GIORNO PER GIORNO
Il vero “cuneo” su cui dovrebbe impegnarsi il Governo
L’ISTAT ha di recente certificato che, tra il secondo semestre del 2014 e la metà di quest’anno, le retribuzioni lorde sono “statisticamente” cresciute dell’1,3%, mentre il costo totale del lavoro sarebbe aumentato “solo” dello 0,9%.
E’ una buona notizia, soprattutto in tempi di rinnovo dei più importanti Contratti Collettivi di categoria.
Infatti, dimostra che nei mesi scorsi il costo del lavoro è cresciuto meno rispetto ai pochi spiccioli arrivati in tasca ai lavoratori e smentisce con la forza dei numeri quanti, da sempre, ripetono che il costo del lavoro si può ridurre soltanto riducendo i salari. Conferma inoltre che è possibile rendere il lavoro italiano più concorrenziale, senza comprimerne la remunerazione.
Con vantaggio di tutti, delle buste-paga dei lavoratori, del conto economico delle aziende e, soprattutto, della competitività della produzione nazionale.
Una sorta di “quadratura del cerchio”, che i conti dell’ISTAT rendono facilmente riconoscibile.
Perché, fatto 100 l’ammontare delle retribuzioni lorde, degli oneri sociali e del costo totale del lavoro nel 2010, a metà 2015 le une erano aumentate di 8,8 punti, gli altri di 8,1 e l’altro ancora di 8,7.
Queste differenze dello “zero virgola” sono più rilevanti di quel che a prima vista appare.

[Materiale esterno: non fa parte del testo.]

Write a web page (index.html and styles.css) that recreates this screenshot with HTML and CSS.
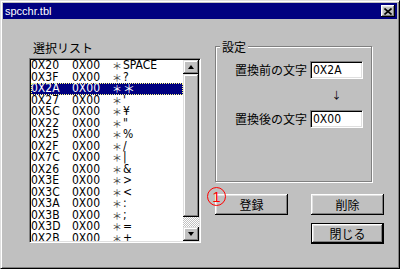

Vogliono innanzitutto dire che la riduzione dei contributi e dell’IRAP intervenuta quest’anno ha rallentato la crescita del costo del lavoro, rispetto a quella delle retribuzioni.
Vogliono anche dire che i salari dei lavoratori e la competitività delle imprese si giovano della riduzione del “cuneo fiscale e contributivo” che, paradosso tutto italiano, sequestra agli uni quasi la metà di quanto costano alle altre.
Vogliono soprattutto dire che il Governo, invece di arzigogolare su manomissioni legislative dei diritti sindacali e del lavoro, potrebbe e dovrebbe impegnarsi a ridurre ancor più decisamente quel “cuneo”.
Con vantaggio tanto del potere d’acquisto dei salari e del contenimento dei costi d’impresa, quanto della sempre meno smagliante credibilità dello stesso Governo.